99. Um dom fundamental para o caminho da Igreja universal é representado pelo discernimento da Conferência de Aparecida, na qual os Bispos latino-americanos explicitaram que a opção preferencial pelos pobres por parte da Igreja «está implícita na fé cristológica naquele Deus que se fez pobre por nós, para enriquecer-nos com a sua pobreza». No Documento, a missão é contextualizada na atual situação de um mundo globalizado, com os seus novos e dramáticos desequilíbrios, e, na Mensagem final, os Bispos escrevem: «As agudas diferenças entre ricos e pobres nos convidam a trabalhar com maior empenho para ser discípulos que sabem partilhar a mesa da vida, mesa de todos os filhos e filhas do Pai, mesa aberta, inclusiva, na qual não falte ninguém. Por isso reafirmamos nossa opção preferencial e evangélica pelos pobres».

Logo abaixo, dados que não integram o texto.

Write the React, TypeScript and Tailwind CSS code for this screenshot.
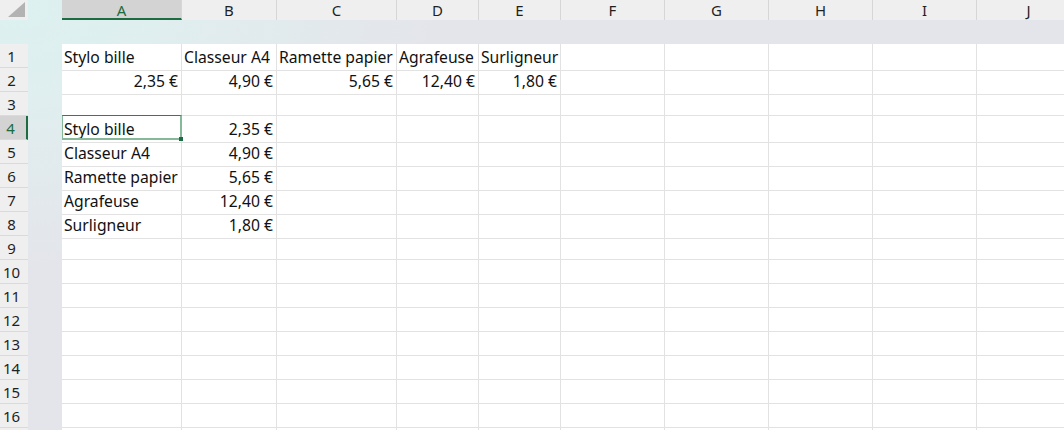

100. Ao mesmo tempo, o documento, ao aprofundar um tema já presente nas Conferências anteriores do Episcopado da América Latina, insiste na necessidade de considerar as comunidades marginalizadas como sujeitos capazes de criar cultura própria, mais do que como objetos de beneficência. Isso implica que tais comunidades têm o direito de viver o Evangelho, celebrar e comunicar a fé de acordo com os valores presentes nas suas culturas. A experiência da pobreza dá-lhes a capacidade de reconhecer aspectos da realidade que outros não conseguem ver e, por isso, a sociedade precisa de as ouvir. O mesmo vale para a Igreja, que deve avaliar positivamente a maneira “popular” delas viverem a fé. Um bonito trecho do documento final de Aparecida ajuda-nos a refletir sobre este ponto, a fim de encontrar a atitude correta: «Só a proximidade que nos faz amigos nos permite apreciar profundamente os valores dos pobres de hoje, seus legítimos desejos e seu modo próprio de viver a fé. […] Dia a dia os pobres se fazem sujeitos da evangelização e da promoção humana integral: educam seus filhos na fé, vivem constante solidariedade entre parentes e vizinhos, procuram constantemente a Deus e dão vida ao peregrinar da Igreja. À luz do Evangelho reconhecemos sua imensa dignidade e seu valor sagrado aos olhos de Cristo, pobre como eles e excluído como eles. A partir dessa experiência cristã, compartilhamos com eles a defesa de seus direitos».
101. Tudo isto pressupõe a presença de um aspecto na opção pelos pobres que devemos recordar constantemente: com efeito, tal opção exige de nós «uma atenção prestada ao outro […]. Esta atenção amiga é o início duma verdadeira preocupação pela sua pessoa e, a partir dela, desejo procurar efetivamente o seu bem. Isto implica apreciar o pobre na sua bondade própria, com o seu modo de ser, com a sua cultura, com a sua forma de viver a fé. O amor autêntico é sempre contemplativo, permitindo-nos servir o outro não por necessidade ou vaidade, mas porque ele é belo, independentemente da sua aparência […]. Unicamente a partir desta proximidade real e cordial é que podemos acompanhá-los adequadamente no seu caminho de libertação». Por esta razão, dirijo um sincero agradecimento a todos aqueles que escolheram viver entre os pobres: àqueles que não só vão visitá-los de vez em quando, mas que vivem com eles e como eles. Esta é uma opção que deve encontrar lugar entre as formas mais elevadas da vida evangélica.
102. Nesta perspectiva, torna-se clara a necessidade de «que todos nos deixemos evangelizar» pelos pobres e reconheçamos «a misteriosa sabedoria que Deus nos quer comunicar através deles». Crescidos em extrema precariedade, aprendendo a sobreviver nas condições mais adversas, confiando em Deus com a certeza de que mais ninguém os leva a sério, ajudando-se mutuamente nos momentos mais sombrios, os pobres aprenderam muitas coisas que guardam no mistério dos seus corações. Aqueles de entre nós que não fizeram experiências semelhantes, de viver à margem, certamente têm muito a receber da fonte de sabedoria que é a experiência dos pobres. Só comparando as nossas queixas com os seus sofrimentos e privações é possível receber uma repreensão que nos convida a simplificar a vida.